= Santa Cruz Biotechnology =

American biotechnology company

Santa Cruz Biotechnology, Inc. (SCBT) is a developer of biological products for medical research, and is one of the world's largest suppliers of antibodies. Santa Cruz Biotechnology headquarters is located in Dallas, Texas, with additional US facilities in Paso Robles, California, and Sun Valley, Idaho. The company also has international locations in Germany, Shanghai, and Canada. It is focused on the production of research tools and reagents, which also include biochemicals, labware, and CRISPR products.

==History==
SCBT was founded in 1991 by Dr. John Stephenson and his wife Brenda Stephenson in Santa Cruz, California. The company was originally headquartered in Santa Cruz, California, where the Stephensons acquired vast tracts of land, and began offering antibodies to the research community. Other products lines were added over the years – siRNAs in 2007, shRNAs in 2009, and laboratory supplies in 2010.

In 2010, the offering of biochemical items was expanded from just a few hundred to over 100,000 different products. Products related to CRISPR were introduced in 2015 including over 37,000 mouse and human genes.

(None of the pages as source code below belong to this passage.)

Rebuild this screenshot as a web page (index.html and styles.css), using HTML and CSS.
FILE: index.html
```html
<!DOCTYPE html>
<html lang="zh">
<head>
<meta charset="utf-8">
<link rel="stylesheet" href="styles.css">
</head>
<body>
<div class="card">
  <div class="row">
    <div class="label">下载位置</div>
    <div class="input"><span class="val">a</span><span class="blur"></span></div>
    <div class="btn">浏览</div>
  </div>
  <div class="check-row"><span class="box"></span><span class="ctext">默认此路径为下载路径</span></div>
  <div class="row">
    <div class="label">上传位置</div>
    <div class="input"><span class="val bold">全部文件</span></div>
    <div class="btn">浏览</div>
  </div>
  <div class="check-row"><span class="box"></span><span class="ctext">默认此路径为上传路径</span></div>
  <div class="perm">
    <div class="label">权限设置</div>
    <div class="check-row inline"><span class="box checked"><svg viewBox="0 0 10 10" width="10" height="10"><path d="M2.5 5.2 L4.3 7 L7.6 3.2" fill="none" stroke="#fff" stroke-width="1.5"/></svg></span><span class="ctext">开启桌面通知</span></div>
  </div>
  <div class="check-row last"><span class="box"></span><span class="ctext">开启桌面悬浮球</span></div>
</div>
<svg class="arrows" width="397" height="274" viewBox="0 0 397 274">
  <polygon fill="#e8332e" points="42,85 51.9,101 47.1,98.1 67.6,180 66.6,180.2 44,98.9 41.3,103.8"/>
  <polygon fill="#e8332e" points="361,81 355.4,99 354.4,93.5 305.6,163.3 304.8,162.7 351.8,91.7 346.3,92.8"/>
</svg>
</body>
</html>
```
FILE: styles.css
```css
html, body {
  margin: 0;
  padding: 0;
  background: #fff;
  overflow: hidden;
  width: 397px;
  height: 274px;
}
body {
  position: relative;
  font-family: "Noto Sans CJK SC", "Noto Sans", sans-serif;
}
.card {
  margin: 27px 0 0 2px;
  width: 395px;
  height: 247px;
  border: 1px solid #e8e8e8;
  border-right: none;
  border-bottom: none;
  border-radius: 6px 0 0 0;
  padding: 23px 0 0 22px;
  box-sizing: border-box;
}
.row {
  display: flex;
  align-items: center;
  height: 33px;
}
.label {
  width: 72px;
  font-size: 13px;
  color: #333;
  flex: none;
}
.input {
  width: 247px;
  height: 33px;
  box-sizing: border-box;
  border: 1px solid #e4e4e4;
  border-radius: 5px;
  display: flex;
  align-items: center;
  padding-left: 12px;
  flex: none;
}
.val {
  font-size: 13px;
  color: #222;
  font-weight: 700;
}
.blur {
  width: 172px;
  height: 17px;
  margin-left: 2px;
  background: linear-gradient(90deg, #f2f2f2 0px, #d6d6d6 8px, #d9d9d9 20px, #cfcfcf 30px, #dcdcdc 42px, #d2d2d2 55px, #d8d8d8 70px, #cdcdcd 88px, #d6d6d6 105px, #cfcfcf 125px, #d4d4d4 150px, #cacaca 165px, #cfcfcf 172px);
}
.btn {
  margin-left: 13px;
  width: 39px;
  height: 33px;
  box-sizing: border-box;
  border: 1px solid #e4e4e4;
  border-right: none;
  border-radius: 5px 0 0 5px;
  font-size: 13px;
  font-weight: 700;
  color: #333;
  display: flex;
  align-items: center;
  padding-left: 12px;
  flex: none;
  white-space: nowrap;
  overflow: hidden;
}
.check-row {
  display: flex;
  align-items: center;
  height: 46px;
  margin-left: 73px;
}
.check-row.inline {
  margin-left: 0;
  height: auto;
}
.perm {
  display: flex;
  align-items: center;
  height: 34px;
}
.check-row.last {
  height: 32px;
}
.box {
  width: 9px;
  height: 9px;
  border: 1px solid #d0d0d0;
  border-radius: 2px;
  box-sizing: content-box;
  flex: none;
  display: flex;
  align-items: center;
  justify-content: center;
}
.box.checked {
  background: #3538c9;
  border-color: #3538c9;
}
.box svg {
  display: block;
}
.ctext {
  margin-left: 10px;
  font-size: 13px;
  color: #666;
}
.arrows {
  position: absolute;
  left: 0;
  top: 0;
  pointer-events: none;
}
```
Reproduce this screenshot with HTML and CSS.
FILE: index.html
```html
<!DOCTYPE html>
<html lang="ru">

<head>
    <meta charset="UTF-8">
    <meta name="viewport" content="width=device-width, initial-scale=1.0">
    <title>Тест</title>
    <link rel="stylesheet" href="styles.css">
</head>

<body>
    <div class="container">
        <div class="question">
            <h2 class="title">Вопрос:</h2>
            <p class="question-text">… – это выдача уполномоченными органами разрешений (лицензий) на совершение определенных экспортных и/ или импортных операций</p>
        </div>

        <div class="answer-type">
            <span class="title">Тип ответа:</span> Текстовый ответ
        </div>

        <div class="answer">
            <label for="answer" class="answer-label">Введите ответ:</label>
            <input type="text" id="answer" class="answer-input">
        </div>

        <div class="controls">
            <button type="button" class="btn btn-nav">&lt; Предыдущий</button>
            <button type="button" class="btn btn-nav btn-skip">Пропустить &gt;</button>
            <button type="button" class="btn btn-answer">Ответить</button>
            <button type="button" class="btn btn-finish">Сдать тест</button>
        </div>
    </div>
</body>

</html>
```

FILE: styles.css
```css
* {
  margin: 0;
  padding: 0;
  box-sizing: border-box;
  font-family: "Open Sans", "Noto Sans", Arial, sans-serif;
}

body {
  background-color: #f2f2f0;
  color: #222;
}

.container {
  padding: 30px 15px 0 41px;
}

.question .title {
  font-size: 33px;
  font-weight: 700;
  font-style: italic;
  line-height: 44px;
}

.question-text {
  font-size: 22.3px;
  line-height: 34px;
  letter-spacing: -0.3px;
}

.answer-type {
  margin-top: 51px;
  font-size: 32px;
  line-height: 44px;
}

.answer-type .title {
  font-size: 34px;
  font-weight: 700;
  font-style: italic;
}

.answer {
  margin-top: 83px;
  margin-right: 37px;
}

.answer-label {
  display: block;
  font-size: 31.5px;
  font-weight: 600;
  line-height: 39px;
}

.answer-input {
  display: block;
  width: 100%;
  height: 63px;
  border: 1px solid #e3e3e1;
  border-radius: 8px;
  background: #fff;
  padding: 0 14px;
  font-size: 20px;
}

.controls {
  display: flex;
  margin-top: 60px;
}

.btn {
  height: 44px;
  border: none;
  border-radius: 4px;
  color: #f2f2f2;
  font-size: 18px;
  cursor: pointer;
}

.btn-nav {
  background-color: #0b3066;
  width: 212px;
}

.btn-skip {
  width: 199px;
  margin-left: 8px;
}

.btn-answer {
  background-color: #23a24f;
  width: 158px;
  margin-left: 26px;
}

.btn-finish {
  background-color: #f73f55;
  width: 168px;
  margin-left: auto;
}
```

Santa Cruz Biotechnology has had issues with the USDA for a number of years due to allegations of Animal Welfare Act violations. Three animal welfare complaints were lodged after inspectors found evidence of animal mistreatment at the company's facility in California. In May 2016, the company settled with the USDA, paying a $3.5 million fine for its alleged violations and agreed to the revocation of its polyclonal antibody dealer license effective from December 31, 2016. The fine is considered the largest in the USDA's history.